The regional context reinforces the potential
The broader regional context further reinforces the tremendous potential of the country’s renewable sector and with it, boosts investment opportunities.
“Our region’s countries have historical ties and also economic and social interactions with each other,” states Mr Çelebi. “The region has a big potential because of their emerging economies, young populations and being a connection point between Europe and Asia. The demand for energy rises dramatically because of the growing consumption in the industry and residents.”
This triad of the new YEKDEM scheme, the government’s new renewable targets and the increasing energy demand of Turkey, “provide amazing investment opportunities for the domestic and foreign investors”, continues Mr Çelebi.
What can be the future of green hydrogen in Turkey?
Turkey’s strong renewable potential can be coupled with new opportunities for emerging green hydrogen production. Considering Europe’s increasing demand for this energy technology and Turkey’s connectivity to Europe in the form of trading and energy infrastructure, experts believe that the country could become an exporter of green hydrogen.
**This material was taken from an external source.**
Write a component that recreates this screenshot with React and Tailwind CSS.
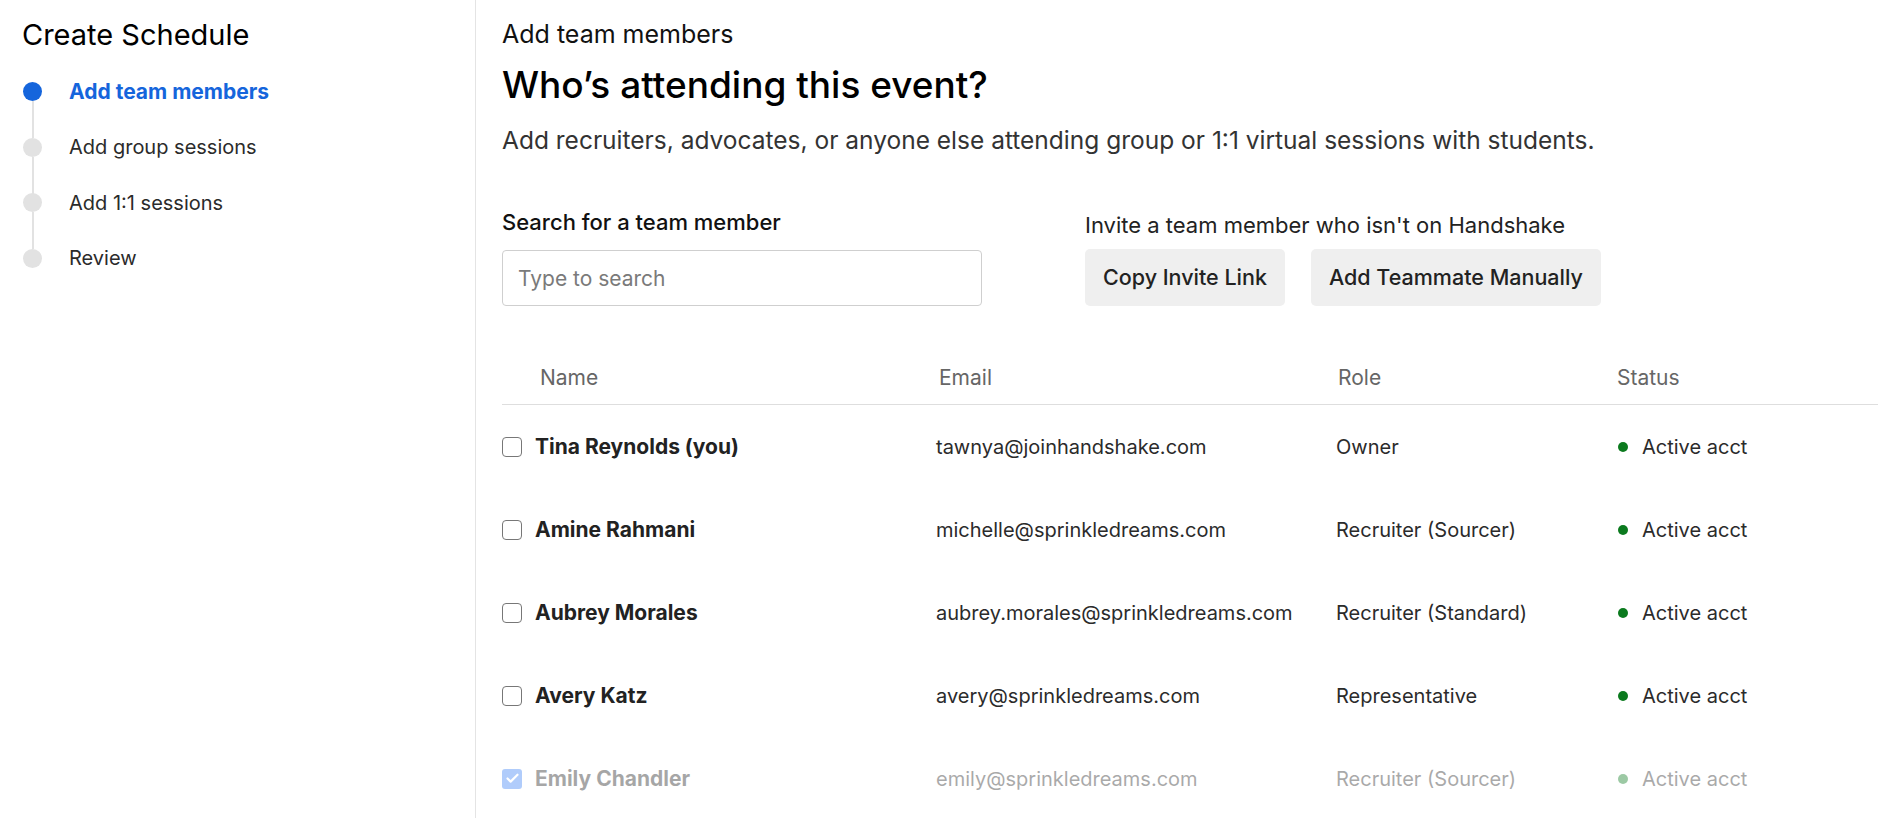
import { Check } from "lucide-react";

const steps = [
  { label: "Add team members", active: true },
  { label: "Add group sessions" },
  { label: "Add 1:1 sessions" },
  { label: "Review" },
];

const members = [
  { name: "Tina Reynolds (you)", email: "tawnya@joinhandshake.com", role: "Owner" },
  { name: "Amine Rahmani", email: "michelle@sprinkledreams.com", role: "Recruiter (Sourcer)" },
  { name: "Aubrey Morales", email: "aubrey.morales@sprinkledreams.com", role: "Recruiter (Standard)" },
  { name: "Avery Katz", email: "avery@sprinkledreams.com", role: "Representative" },
  { name: "Emily Chandler", email: "emily@sprinkledreams.com", role: "Recruiter (Sourcer)", added: true },
];

function Stepper() {
  return (
    <ol className="mt-[10px] pl-[23px]">
      {steps.map((s, i) => (
        <li key={s.label} className="flex h-[55.5px] items-center">
          <div className="relative flex w-[46px] shrink-0 items-center">
            <span
              className={`h-[19px] w-[19px] rounded-full ${s.active ? "bg-[#1565dc]" : "bg-[#e2e2e2]"}`}
            />
            {i < steps.length - 1 && (
              <span className="absolute left-[8.5px] top-[19px] h-[37px] w-[2px] bg-[#e2e2e2]" />
            )}
          </div>
          <span
            className={s.active ? "text-[21px] font-bold text-[#1565dc]" : "text-[20px] text-[#2b2b2b]"}
          >
            {s.label}
          </span>
        </li>
      ))}
    </ol>
  );
}

function Row({ m }) {
  return (
    <div
      className={`grid h-[83px] grid-cols-[434px_400px_281px_1fr] items-center text-[20px] ${m.added ? "opacity-40" : ""}`}
    >
      <div className="flex items-center gap-[13px]">
        {m.added ? (
          <span className="grid h-[20px] w-[20px] place-items-center rounded-[3px] bg-[#3b82f6]">
            <Check className="h-[15px] w-[15px] text-white" strokeWidth={3.5} />
          </span>
        ) : (
          <span className="h-[20px] w-[20px] rounded-[4px] border-[1.5px] border-[#777]" />
        )}
        <span className="text-[21px] font-bold text-[#222]">{m.name}</span>
      </div>
      <div className="text-[#2b2b2b]">{m.email}</div>
      <div className="text-[#2b2b2b]">{m.role}</div>
      <div className="flex items-center gap-[14px] pl-[1px] text-[#2b2b2b]">
        <span className="h-[10px] w-[10px] rounded-full bg-[#0b7a1e]" />
        Active acct
      </div>
    </div>
  );
}

export default function App() {
  return (
    <div
      className="flex h-[818px] w-full overflow-hidden bg-white text-[#111]"
      style={{ fontFamily: "Inter, 'Liberation Sans', sans-serif" }}
    >
      {/* Sidebar */}
      <aside className="w-[476px] shrink-0 border-r border-[#e4e4e4]">
        <h1 className="pl-[22px] pt-[16px] text-[29px] leading-[38px] text-black">Create Schedule</h1>
        <Stepper />
      </aside>

      {/* Main */}
      <main className="flex-1 pl-[26px] pr-[20px]">
        <div className="pt-[19px] text-[25px] leading-[30px] text-[#111]">Add team members</div>
        <h2 className="mt-[14px] text-[37px] font-medium leading-[44px] text-black">
          Who’s attending this event?
        </h2>
        <p className="mt-[18px] text-[24.5px] leading-[30px] text-[#333]">
          Add recruiters, advocates, or anyone else attending group or 1:1 virtual sessions with students.
        </p>

        <div className="mt-[53px] flex items-start gap-[103px]">
          <div>
            <label className="block text-[22px] font-medium leading-[28px] text-[#111]">
              Search for a team member
            </label>
            <input
              type="text"
              placeholder="Type to search"
              className="mt-[14px] h-[56px] w-[480px] rounded-[4px] border border-[#cfcfcf] px-[15px] text-[21px] text-[#222] outline-none placeholder:text-[#7a7a7a]"
            />
          </div>
          <div className="pt-[3px]">
            <div className="text-[22px] leading-[28px] text-[#222]">
              Invite a team member who isn't on Handshake
            </div>
            <div className="mt-[10px] flex gap-[26px]">
              <button className="h-[57px] rounded-[5px] bg-[#efefef] px-[18px] text-[21.5px] font-medium text-[#222]">
                Copy Invite Link
              </button>
              <button className="h-[57px] rounded-[5px] bg-[#efefef] px-[18px] text-[21.5px] font-medium text-[#222]">
                Add Teammate Manually
              </button>
            </div>
          </div>
        </div>

        {/* Table */}
        <div className="mt-[58px]">
          <div className="grid grid-cols-[434px_400px_281px_1fr] border-b border-[#dedede] pb-[12px] text-[21px] leading-[28px] text-[#666]">
            <span className="pl-[38px]">Name</span>
            <span className="pl-[3px]">Email</span>
            <span className="pl-[2px]">Role</span>
            <span>Status</span>
          </div>
          {members.map((m) => (
            <Row key={m.name} m={m} />
          ))}
        </div>
      </main>
    </div>
  );
}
At present, Turkey does not have a national hydrogen strategy but reportedly, it is already being considered as a prospective export product to Europe.
“We know that a lot of investigations have been conducted by the researchers to prove the technology,” emphasised Mr Çelebi. “The prices are relatively high at this moment, but just like the solar technology evolution, it will drop in the near future. With the help of these advances, we will gain another tool to fight carbon emission.”
“A new hydrogen economy will emerge in terms of production, transport and supply of hydrogen,” he concludes. “These expectations push the policymakers, regulators, investors, and also many other sectors because of the value chain. I think that there is a big potential in this area and we can easily see the signals from these significant developments.”